⟨
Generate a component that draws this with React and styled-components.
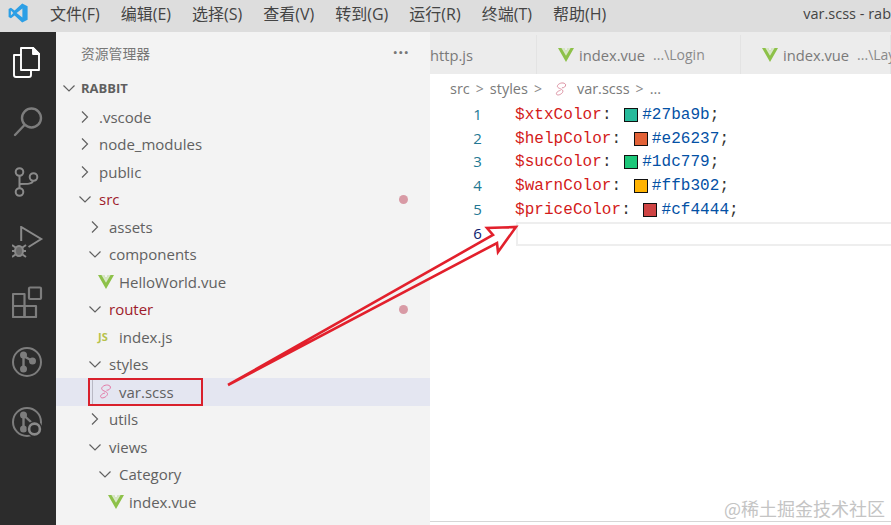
import React from 'react'
import styled, { createGlobalStyle } from 'styled-components'

const UI_FONT = `"Open Sans", "Noto Sans CJK SC", sans-serif`

const GlobalStyle = createGlobalStyle`
  html, body { margin: 0; padding: 0; background: #fff; }
  * { box-sizing: border-box; }
`

const menus = ['文件(F)', '编辑(E)', '选择(S)', '查看(V)', '转到(G)', '运行(R)', '终端(T)', '帮助(H)']

const tree = [
  { label: '.vscode', indent: 78, arrow: 'right' },
  { label: 'node_modules', indent: 78, arrow: 'right' },
  { label: 'public', indent: 78, arrow: 'right' },
  { label: 'src', indent: 78, arrow: 'down', changed: true },
  { label: 'assets', indent: 88, arrow: 'right' },
  { label: 'components', indent: 88, arrow: 'down' },
  { label: 'HelloWorld.vue', indent: 98, icon: 'vue' },
  { label: 'router', indent: 88, arrow: 'down', changed: true },
  { label: 'index.js', indent: 98, icon: 'js' },
  { label: 'styles', indent: 88, arrow: 'down' },
  { label: 'var.scss', indent: 98, icon: 'sass', selected: true },
  { label: 'utils', indent: 88, arrow: 'right' },
  { label: 'views', indent: 88, arrow: 'down' },
  { label: 'Category', indent: 98, arrow: 'down' },
  { label: 'index.vue', indent: 108, icon: 'vue' },
]

const code = [
  { name: '$xtxColor', value: '#27ba9b' },
  { name: '$helpColor', value: '#e26237' },
  { name: '$sucColor', value: '#1dc779' },
  { name: '$warnColor', value: '#ffb302' },
  { name: '$priceColor', value: '#cf4444' },
]

function VsLogo() {
  return (
    <svg width="20" height="20" viewBox="0 0 20 20">
      <path d="M14.2 0.6 L19.6 3.2 V16.8 L14.2 19.4 L6.6 12.4 L2.9 15.2 L0.6 14 V6 L2.9 4.8 L6.6 7.6 Z" fill="#2c9fe6" />
      <path d="M14.4 5.6 L8.6 10 L14.4 14.4 Z" fill="#dddddd" />
      <path d="M2.9 7.6 V12.4 L5.3 10 Z" fill="#dddddd" />
    </svg>
  )
}

function FilesIcon() {
  return (
    <svg width="32" height="32" viewBox="0 0 32 32" fill="none" stroke="#fff" strokeWidth="1.9" strokeLinejoin="round">
      <path d="M9 9 V2 H21 L27 8 V24 H19" />
      <path d="M21 2 V8 H27 Z" fill="#fff" />
      <path d="M2 9 H9 V24 H19 V29 Q19 31 17 31 H4 Q2 31 2 29 Z" />
    </svg>
  )
}

function SearchIcon() {
  return (
    <svg width="32" height="32" viewBox="0 0 32 32" fill="none" stroke="#7d7d7d" strokeWidth="2.4">
      <circle cx="19.5" cy="12" r="9.5" />
      <path d="M12.5 19 L3 29" strokeLinecap="round" />
    </svg>
  )
}

function GitIcon() {
  return (
    <svg width="32" height="32" viewBox="0 0 32 32" fill="none" stroke="#8a8a8a" strokeWidth="2">
      <circle cx="7.5" cy="6" r="3.8" />
      <circle cx="7.5" cy="26" r="3.8" />
      <circle cx="21.5" cy="11" r="3.8" />
      <path d="M7.5 10 V22 M21 15 C20 18 16 18 8 18" />
    </svg>
  )
}

function DebugIcon() {
  return (
    <svg width="32" height="32" viewBox="0 0 32 32" fill="none" stroke="#8a8a8a" strokeWidth="2">
      <path d="M9.2 15 V1 L29.2 13 L16.5 21" />
      <ellipse cx="7" cy="25" rx="4" ry="5" fill="#6a6a6a" />
      <path d="M0 19 L3.5 21.5 M0 25 H3 M0 31 L3.5 28.5 M14 19 L10.5 21.5 M14 25 H11 M14 31 L10.5 28.5" />
    </svg>
  )
}

function ExtensionsIcon() {
  return (
    <svg width="32" height="32" viewBox="0 0 32 32" fill="none" stroke="#7d7d7d" strokeWidth="2.2" strokeLinejoin="round">
      <rect x="1" y="8" width="11.5" height="12" />
      <rect x="1" y="20" width="11.5" height="11" />
      <rect x="12.5" y="20" width="11.5" height="11" />
      <rect x="17" y="1.5" width="12" height="11.5" rx="1" />
    </svg>
  )
}

function BranchCircleIcon({ search }) {
  return (
    <svg width="32" height="32" viewBox="0 0 32 32" fill="none" stroke="#7d7d7d" strokeWidth="2">
      <circle cx="15" cy="16" r="14" />
      <circle cx="11.5" cy="9" r="2.5" fill="#7d7d7d" />
      <circle cx="11.5" cy="23" r="2.5" fill="#7d7d7d" />
      <path d="M11.5 9 V23" strokeWidth="2.4" />
      {search ? (
        <g>
          <path d="M11.5 9 L20 17" strokeWidth="2.4" />
          <circle cx="22.5" cy="23" r="8" fill="#2c2c2c" stroke="none" />
          <circle cx="22.5" cy="23" r="5.4" stroke="#8a8a8a" strokeWidth="2.6" />
        </g>
      ) : (
        <g>
          <circle cx="20.5" cy="15" r="2.5" fill="#7d7d7d" />
          <path d="M11.5 10 L20.5 15" strokeWidth="2.4" />
        </g>
      )}
    </svg>
  )
}

function Chevron({ dir }) {
  return (
    <svg width="14" height="14" viewBox="0 0 14 14" fill="none" stroke="#616161" strokeWidth="1.2">
      {dir === 'down' ? <path d="M1.5 4.5 L7 10 L12.5 4.5" /> : <path d="M4 1.5 L9.5 7 L4 12.5" />}
    </svg>
  )
}

function VueIcon() {
  return (
    <VueSvg width="16" height="14" viewBox="0 0 16 14">
      <path d="M0 0 H6 L8 3.4 L10 0 H16 L8 14 Z" fill="#8dc149" />
      <path d="M3.4 0 H6 L8 3.4 L10 0 H12.6 L8 7.8 Z" fill="#f3f3f3" opacity="0.75" />
    </VueSvg>
  )
}

function SassIcon({ size = 15, color = '#e37ba8' }) {
  return (
    <svg width={size} height={size} viewBox="0 0 15 15" fill="none" stroke={color} strokeWidth="1">
      <path d="M12.5 3 C11.5 0 5.5 0.5 3.8 3.8 C2.5 7 9 7 9.5 9.5 C10 12 5 15 3 13.5 C1.5 12 4 9.5 7 9 M12.5 3 C12.5 5 10.5 6.5 8.5 6.2" />
    </svg>
  )
}

function Arrow() {
  return (
    <ArrowLayer width="891" height="525" viewBox="0 0 891 525">
      <path
        d="M228 385 L493 235 L487 228 L516 227 L498 252 L497 243 Z"
        fill="none"
        stroke="#e2202c"
        strokeWidth="2.6"
        strokeLinejoin="miter"
      />
    </ArrowLayer>
  )
}

export default function App() {
  return (
    <Window>
      <GlobalStyle />
      <TitleBar>
        <LogoSlot><VsLogo /></LogoSlot>
        <Menu>
          {menus.map((m) => <MenuItem key={m}>{m}</MenuItem>)}
        </Menu>
        <WindowTitle>var.scss - rab</WindowTitle>
      </TitleBar>
      <Body>
        <ActivityBar>
          <ActivityItem><FilesIcon /></ActivityItem>
          <ActivityItem><SearchIcon /></ActivityItem>
          <ActivityItem><GitIcon /></ActivityItem>
          <ActivityItem><DebugIcon /></ActivityItem>
          <ActivityItem><ExtensionsIcon /></ActivityItem>
          <ActivityItem><BranchCircleIcon /></ActivityItem>
          <ActivityItem><BranchCircleIcon search /></ActivityItem>
        </ActivityBar>
        <Sidebar>
          <SidebarHeader>
            <span>资源管理器</span>
            <MoreDots>···</MoreDots>
          </SidebarHeader>
          <RootRow>
            <Chevron dir="down" />
            <span>RABBIT</span>
          </RootRow>
          {tree.map((row) => (
            <TreeRow key={row.indent + row.label} $indent={row.indent} $selected={row.selected}>
              <RowIcon>
                {row.arrow && <Chevron dir={row.arrow} />}
                {row.icon === 'vue' && <VueIcon />}
                {row.icon === 'js' && <JsBadge>JS</JsBadge>}
                {row.icon === 'sass' && <SassIcon />}
              </RowIcon>
              <RowLabel $changed={row.changed}>{row.label}</RowLabel>
              {row.changed && <ChangeDot />}
              {row.selected && <Highlight />}
            </TreeRow>
          ))}
        </Sidebar>
        <Editor>
          <TabStrip>
            <Tab $width={107}><TabName>http.js</TabName></Tab>
            <Tab $width={204} $pad={21}>
              <VueIcon />
              <TabName>index.vue</TabName>
              <TabPath>...\Login</TabPath>
            </Tab>
            <Tab $width={150} $pad={21}>
              <VueIcon />
              <TabName>index.vue</TabName>
              <TabPath>...\Lay</TabPath>
            </Tab>
          </TabStrip>
          <Breadcrumb>
            <span>src</span><Sep>&gt;</Sep>
            <span>styles</span><Sep>&gt;</Sep>
            <CrumbIcon><SassIcon size={14} color="#d98a9c" /></CrumbIcon>
            <span>var.scss</span><Sep>&gt;</Sep>
            <span>...</span>
          </Breadcrumb>
          <Code>
            {code.map((line, i) => (
              <Line key={line.name}>
                <LineNo>{i + 1}</LineNo>
                <VarName>{line.name}</VarName>
                <Punct>: </Punct>
                <Swatch $color={line.value} />
                <Value>{line.value}</Value>
                <Punct>;</Punct>
              </Line>
            ))}
            <Line>
              <LineNo $active>6</LineNo>
              <CurrentLine />
            </Line>
          </Code>
          <BottomRule />
        </Editor>
      </Body>
      <Arrow />
      <Watermark>@稀土掘金技术社区</Watermark>
    </Window>
  )
}

const Window = styled.div`
  position: relative;
  width: 891px;
  height: 525px;
  overflow: hidden;
  display: flex;
  flex-direction: column;
  font-family: ${UI_FONT};
  background: #fff;
`

const TitleBar = styled.div`
  height: 32px;
  flex: none;
  padding-bottom: 6px;
  display: flex;
  align-items: center;
  background: #dddddd;
  color: #444;
  font-size: 16px;
`

const LogoSlot = styled.div`
  width: 50px;
  flex: none;
  padding-left: 8px;
  display: flex;
`

const Menu = styled.div`
  display: flex;
  gap: 21px;
`

const MenuItem = styled.div`
  white-space: nowrap;
`

const WindowTitle = styled.div`
  margin-left: auto;
  font-size: 14.5px;
  white-space: nowrap;
`

const Body = styled.div`
  flex: 1;
  min-height: 0;
  display: flex;
`

const ActivityBar = styled.div`
  width: 56px;
  flex: none;
  background: #2c2c2c;
  display: flex;
  flex-direction: column;
`

const ActivityItem = styled.div`
  height: 60px;
  display: flex;
  align-items: center;
  justify-content: center;
  padding-right: 1px;
`

const Sidebar = styled.div`
  width: 374px;
  flex: none;
  background: #f3f3f3;
  color: #616161;
  font-size: 15px;
`

const SidebarHeader = styled.div`
  height: 44px;
  padding: 0 21px 3px 25px;
  display: flex;
  align-items: center;
  justify-content: space-between;
  font-size: 13.8px;
  color: #777;
`

const MoreDots = styled.span`
  font-size: 20px;
  font-weight: 600;
  line-height: 1;
`

const RootRow = styled.div`
  height: 27px;
  padding: 0 0 3px 6px;
  display: flex;
  align-items: center;
  gap: 5px;
  font-size: 13px;
  font-weight: 700;
  color: #5f5f5f;
`

const TreeRow = styled.div`
  position: relative;
  height: 27.5px;
  padding-left: ${(p) => p.$indent - 56}px;
  padding-right: 22px;
  display: flex;
  align-items: center;
  background: ${(p) => (p.$selected ? '#e4e6f1' : 'transparent')};
`

const RowIcon = styled.div`
  width: 21px;
  flex: none;
  display: flex;
  align-items: center;
`

const RowLabel = styled.span`
  color: ${(p) => (p.$changed ? '#9e1b2b' : '#616161')};
  white-space: nowrap;
`

const JsBadge = styled.span`
  font-size: 11px;
  font-weight: 700;
  color: #b7c24a;
`

const ChangeDot = styled.span`
  width: 9px;
  height: 9px;
  margin-left: auto;
  border-radius: 50%;
  background: #d89aa5;
`

const Highlight = styled.span`
  position: absolute;
  left: 32px;
  top: 0;
  width: 115px;
  height: 28px;
  border: 2px solid #d9202c;

  &::after {
    content: '';
    position: absolute;
    left: 2px;
    top: 0;
    bottom: 0;
    width: 1px;
    background: #b9b9c4;
  }
`

const VueSvg = styled.svg`
  flex: none;
`

const Editor = styled.div`
  flex: 1;
  min-width: 0;
  display: flex;
  flex-direction: column;
`

const TabStrip = styled.div`
  height: 42px;
  flex: none;
  padding-top: 3px;
  display: flex;
  background: #ececec;
  overflow: hidden;
`

const Tab = styled.div`
  width: ${(p) => p.$width}px;
  flex: none;
  padding-left: ${(p) => p.$pad || 0}px;
  display: flex;
  align-items: center;
  border-right: 1px solid #e3e3e3;
  white-space: nowrap;
  font-size: 14.7px;
  color: #7a7a7a;
`

const TabName = styled.span`
  margin-left: 5px;
  &:first-child { margin-left: 0; }
`

const TabPath = styled.span`
  margin-left: 8px;
  font-size: 14px;
  color: #8a8a8a;
`

const Breadcrumb = styled.div`
  height: 29px;
  flex: none;
  padding-left: 20px;
  display: flex;
  align-items: center;
  gap: 6px;
  font-size: 14.5px;
  color: #7a7a7a;
`

const CrumbIcon = styled.span`
  display: flex;
  margin: 0 3px 0 6px;
`

const Sep = styled.span`
  color: #8a8a8a;
  font-size: 14px;
`

const Code = styled.div`
  font-family: "Liberation Mono", monospace;
  font-size: 16px;
  letter-spacing: 0.05px;
`

const Line = styled.div`
  height: 23.8px;
  display: flex;
  align-items: center;
  white-space: pre;
`

const LineNo = styled.span`
  width: 53px;
  flex: none;
  padding: 0 1px 2px 0;
  text-align: right;
  margin-right: 32px;
  font-family: "Open Sans", sans-serif;
  font-size: 15px;
  color: ${(p) => (p.$active ? '#0b216f' : '#237893')};
`

const VarName = styled.span`
  color: #d31a1a;
`

const Punct = styled.span`
  color: #333;
`

const Swatch = styled.span`
  width: 14px;
  height: 14px;
  margin: 0 4px 0 3px;
  flex: none;
  border: 1px solid #111;
  background: ${(p) => p.$color};
`

const Value = styled.span`
  color: #0451a5;
`

const CurrentLine = styled.span`
  flex: 1;
  height: 23.8px;
  margin-left: 1px;
  border: 2px solid #eeeeee;
  border-right: 0;
`

const BottomRule = styled.div`
  margin-top: auto;
  height: 4px;
  flex: none;
  border-top: 1px solid #d6d6d6;
`

const ArrowLayer = styled.svg`
  position: absolute;
  left: 0;
  top: 0;
  pointer-events: none;
`

const Watermark = styled.div`
  position: absolute;
  right: 6px;
  bottom: 4px;
  font-family: "Noto Sans CJK SC", sans-serif;
  font-size: 18px;
  color: #c4c4c4;
  white-space: nowrap;
`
⟩
◆ Goal ◆
Copy every line that contains the string "React".

◆ Task answer ◆
Generate a component that draws this with React and styled-components.
import React from 'react'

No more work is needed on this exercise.